Has referring for NHS care become a postcode lottery?
Is referring for NHS care unnecessarily complicated and problematic, Neel Kothari questions.
Over the last few years, I’ve noticed a gradual creep towards referring for NHS care via online platforms.
The process varies regionally, but increasingly involves referring for NHS care to a nameless, faceless and often difficult to contact central team instead of a ‘trusted colleague’.
This makes triaging patients easier for secondary care.
But concerns raised question the fitness for purpose of these referring services.
Referring for NHS care
Issues range from numerous returned referrals for often trivial matters to more serious concerns relating to unnecessary delays for patients in pain or more serious illnesses.

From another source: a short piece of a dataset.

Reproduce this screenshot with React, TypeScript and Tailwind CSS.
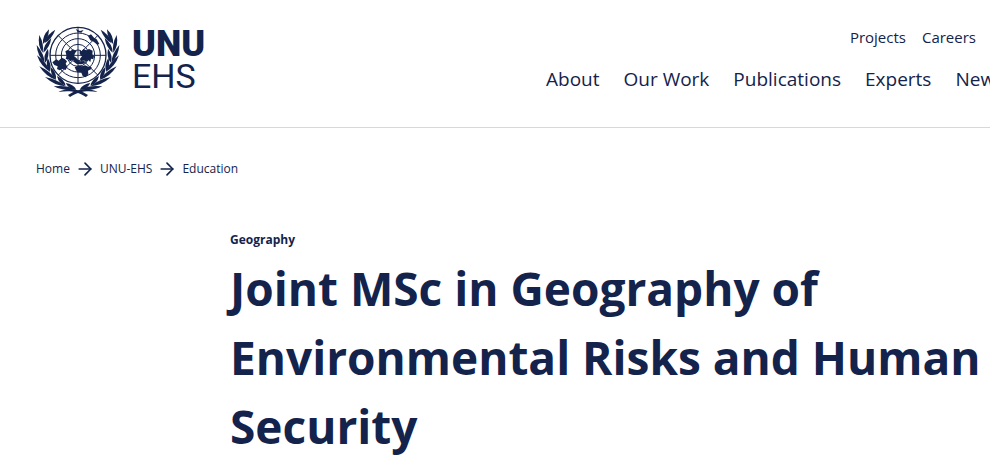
import React from "react";
import { ArrowRight } from "lucide-react";

type Link = {
  label: string,
  href: string
};

const topLinks: Link[] = [
  { label: "Projects", href: "#projects" },
  { label: "Careers", href: "#careers" },
];

const mainLinks: Link[] = [
  { label: "About", href: "#about" },
  { label: "Our Work", href: "#our-work" },
  { label: "Publications", href: "#publications" },
  { label: "Experts", href: "#experts" },
  { label: "News", href: "#news" },
];

const crumbs: Link[] = [
  { label: "Home", href: "#home" },
  { label: "UNU-EHS", href: "#ehs" },
  { label: "Education", href: "#education" },
];

// olive leaves, each from its tip to its base: [tipX, tipY, baseX, baseY]
const leaves = [
  [73, 29, 40, 70],
  [61, 54, 37, 98],
  [51, 86, 43, 128],
  [50, 114, 57, 155],
  [60, 142, 75, 178],
  [78, 168, 104, 197],
  [104, 189, 136, 209],
  [54, 28, 36, 72],
  [25, 45, 35, 98],
  [17, 75, 41, 128],
  [18, 106, 57, 155],
  [25, 139, 76, 180],
  [42, 171, 104, 199],
  [68, 199, 134, 208],
];

const leafPath = ([tx, ty, bx, by]: number[]) => {
  const dx = bx - tx;
  const dy = by - ty;
  const len = Math.hypot(dx, dy);
  const nx = (-dy / len) * 12;
  const ny = (dx / len) * 12;
  const mx = tx + dx * 0.55;
  const my = ty + dy * 0.55;
  return `M${tx} ${ty}Q${mx + nx} ${my + ny} ${bx} ${by}Q${mx - nx * 0.8} ${my - ny * 0.8} ${tx} ${ty}Z`;
};

const Branch = () => (
  <g fill="currentColor">
    {leaves.map((leaf, i) => (
      <path key={i} d={leafPath(leaf)} />
    ))}
    <path d="M82 216C106 205 136 203 171 225L165 231C135 212 112 211 82 216Z" />
  </g>
);

const Emblem = () => (
  <svg viewBox="15 18 252 216" className="h-18 w-21 shrink-0" aria-hidden="true">
    <g fill="none" stroke="currentColor" strokeWidth="3">
      <circle cx="141" cy="106" r="84" strokeWidth="4" />
      <circle cx="141" cy="106" r="67" />
      <circle cx="141" cy="106" r="50" />
      <circle cx="141" cy="106" r="33" />
      <circle cx="141" cy="106" r="16" />
      <path d="M141 22V190M57 106H225M82 47L129 94M200 47L153 94M82 165L129 118M200 165L153 118" />
    </g>
    <g fill="currentColor">
      <path d="M146 91L152 94L157 87L166 91L174 87L185 92L184 103L189 109L187 118L180 116L178 126L170 119L165 127L158 120L150 125L147 116L153 109L146 102Z" />
      <path d="M103 94L110 90L118 93L126 88L137 93L132 100L129 108L136 114L142 121L132 124L126 120L117 124L112 118L104 117L107 107Z" />
      <path d="M64 127L76 118L83 122L92 113L101 117L108 124L104 131L109 140L104 150L95 147L86 151L78 147L80 139L70 135Z" />
      <path d="M131 142L143 136L153 139L162 136L172 140L182 141L180 148L171 152L172 162L164 172L155 168L151 158L139 157L135 150Z" />
      <path d="M171 48L180 43L189 53L197 58L205 72L199 74L188 65L178 61Z" />
      <path d="M124 122L135 120L147 124L158 123L163 130L151 133L137 132Z" />
      <path d="M134 27L147 33L158 30L151 38L140 36Z" />
    </g>
    <Branch />
    <g transform="translate(282 0) scale(-1 1)">
      <Branch />
    </g>
  </svg>
);

export default function App() {
  return (
    <div className="overflow-x-hidden bg-white font-['Open_Sans','Noto_Sans',sans-serif] text-[#14234b]">
      <header className="flex items-start justify-between border-b border-[#d8d8d8] pt-6 pb-[29px] pl-9">
        <a href="#home" className="flex items-center gap-3 pt-0.5" aria-label="UNU EHS">
          <Emblem />
          <span className="flex flex-col pb-1 font-[Roboto,sans-serif] leading-8">
            <span className="text-[36px] font-black">UNU</span>
            <span className="text-[34px]">EHS</span>
          </span>
        </a>
        <div className="w-[444px] shrink-0">
          <nav aria-label="Secondary" className="flex justify-end gap-4 pr-3.5 text-[15px] leading-[26px]">
            {topLinks.map((link) => (
              <a key={link.label} href={link.href}>{link.label}</a>
            ))}
          </nav>
          <nav aria-label="Main" className="flex gap-6 pt-2.5 text-[19px] leading-[38px] whitespace-nowrap">
            {mainLinks.map((link) => (
              <a key={link.label} href={link.href}>{link.label}</a>
            ))}
          </nav>
        </div>
      </header>

      <nav aria-label="Breadcrumb" className="px-9 pt-[31px]">
        <ol className="flex items-center gap-[5px] text-[12px] leading-5">
          {crumbs.map((crumb, i) => (
            <li key={crumb.label} className="flex items-center gap-[5px]">
              {i > 0 && <ArrowRight className="size-5" strokeWidth={2} />}
              <a href={crumb.href}>{crumb.label}</a>
            </li>
          ))}
        </ol>
      </nav>

      <main className="pt-[51px] pl-[230px]">
        <p className="text-[12px] leading-5 font-bold">Geography</p>
        <h1 className="max-w-[760px] pt-1 text-[46px] leading-[69px] font-bold">
          Joint MSc in Geography of Environmental Risks and Human Security
        </h1>
      </main>
    </div>
  );
}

Through conversation, colleagues have pointed out that it isn’t necessarily the online platforms per se that are to blame.

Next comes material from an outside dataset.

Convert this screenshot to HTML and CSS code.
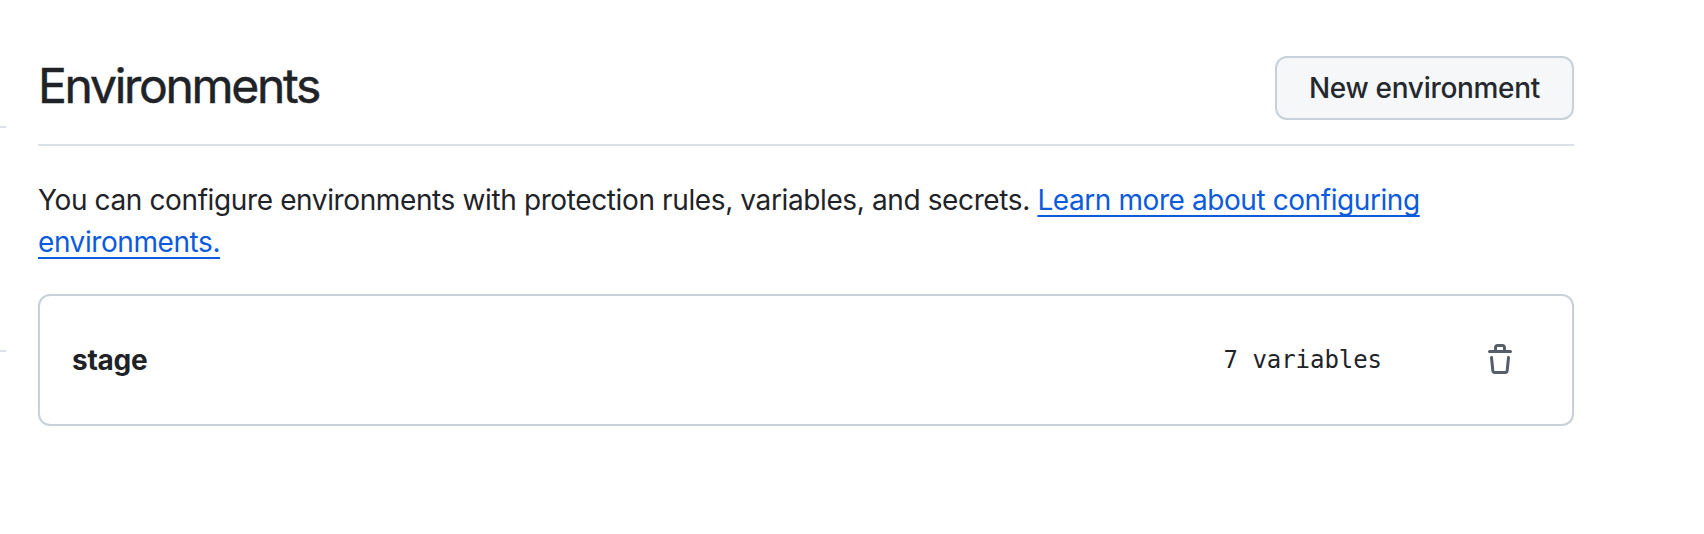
FILE: index.html
```html
<!DOCTYPE html>
<html lang="en">
<head>
<meta charset="utf-8">
<title>Environments</title>
<link rel="stylesheet" href="styles.css">
</head>
<body>
<div class="page">
  <aside class="sidebar">
    <hr class="divider">
    <hr class="divider">
  </aside>
  <main class="content">
    <header class="subhead">
      <h1 class="title">Environments</h1>
      <button class="button" type="button">New environment</button>
    </header>
    <p class="intro">You can configure environments with protection rules, variables, and secrets. <a class="link" href="#">Learn more about configuring environments.</a></p>
    <section class="card">
      <strong class="name">stage</strong>
      <code class="count">7 variables</code>
      <button class="delete" type="button" aria-label="Delete environment">
        <svg class="icon" viewBox="0 0 16 16" aria-hidden="true"><path d="M11 1.75V3h2.25a.75.75 0 0 1 0 1.5H2.75a.75.75 0 0 1 0-1.5H5V1.75C5 .784 5.784 0 6.75 0h2.5C10.216 0 11 .784 11 1.75ZM4.496 6.675l.66 6.6a.25.25 0 0 0 .249.225h5.19a.25.25 0 0 0 .249-.225l.66-6.6a.75.75 0 0 1 1.492.149l-.66 6.6A1.748 1.748 0 0 1 10.595 15h-5.19a1.75 1.75 0 0 1-1.741-1.575l-.66-6.6a.75.75 0 1 1 1.492-.15ZM6.5 1.75V3h3V1.75a.25.25 0 0 0-.25-.25h-2.5a.25.25 0 0 0-.25.25Z"/></svg>
      </button>
    </section>
  </main>
</div>
</body>
</html>
```
FILE: styles.css
```css
* { box-sizing: border-box; }
body {
  margin: 0;
  background: #fff;
  color: #1f2328;
  font-family: Inter, "Liberation Sans", sans-serif;
  font-size: 28px;
  line-height: 42px;
}
.page { display: flex; height: 534px; overflow: hidden; }
.sidebar {
  width: 6px;
  margin-right: 32px;
  padding-top: 126px;
  display: flex;
  flex-direction: column;
  gap: 222px;
}
.divider { width: 100%; height: 2px; margin: 0; border: 0; background: #dae0e5; }
.content { width: 1536px; padding-top: 56px; }
.subhead {
  display: flex;
  justify-content: space-between;
  height: 90px;
  border-bottom: 2px solid #dae0e5;
}
.title {
  margin: 0;
  font-size: 48px;
  font-weight: 400;
  line-height: 59px;
  letter-spacing: -2.28px;
  -webkit-text-stroke: 0.5px #1f2328;
}
.button {
  width: 299px;
  height: 64px;
  padding: 0;
  border: 2px solid #c8d1da;
  border-radius: 12px;
  background: #f5f7f9;
  color: #25292e;
  font: 500 28px/40px Inter, "Liberation Sans", sans-serif;
  letter-spacing: -0.3px;
  white-space: nowrap;
}
.intro { margin: 33px 0 31px; letter-spacing: -0.38px; }
.link {
  color: #0b5bdc;
  letter-spacing: -0.42px;
  text-decoration: underline;
  text-decoration-thickness: 2px;
  text-underline-offset: 5px;
  text-decoration-skip-ink: none;
}
.card {
  display: flex;
  align-items: center;
  height: 132px;
  padding: 0 56px 0 32px;
  border: 2px solid #c8d1da;
  border-radius: 12px;
}
.name { flex: 1; font-weight: 700; letter-spacing: -0.25px; }
.count { font: 24px/36px "DejaVu Sans Mono", monospace; letter-spacing: -0.05px; }
.delete {
  display: flex;
  margin-left: 102px;
  padding: 0;
  border: 0;
  background: none;
}
.icon { width: 32px; height: 32px; fill: #555e69; }
```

Problems come with delays and refusals to treat once the referral has reached the secondary care providers.
Nevertheless, the inability to simply call someone and have an actual conversation about a patient can have serious consequences when the system for whatever reason doesn’t work.
I’m not suggesting that we return to the days where a referral letter consisted of ‘please treat the LL8’.
But the shear mass of information required simply places an unfair administrative burden on busy GDPs.
I find it particularly annoying to have to supply information about the patient’s height, weight and BMI.
As well as the need to now provide a radiograph with every referral as part of the triaging process.
In my opinion it’s questionable as to whether taking radiographs for triaging purposes is even acceptable under IRMER legislation.
My levels of exasperation increase when I read statements such as: ‘This information is crucial to triage and for any planned future treatment, if this information is missing then we will reject the referral’.
And having to tick boxes with a quasi-legal connotation, which say: ‘I confirm that all the information supplied is correct’ or ‘I agree all the information is complete’.
On one particular form it is also a mandatory requirement that the patient also confirms this.
It’s simply unfathomable to think that any busy dentist has spare time to fill out forms to the nth degree.
In my opinion, this is a wholly unacceptable way for colleagues to interact over patient care.
I should add that in many parts of the UK, referral pathways work well.
This is not a criticism of any one particular region.
As resources become more stretched, I’m increasingly concerned that the process of referring for NHS care is used to restrict services, instead of helping patients access care needed.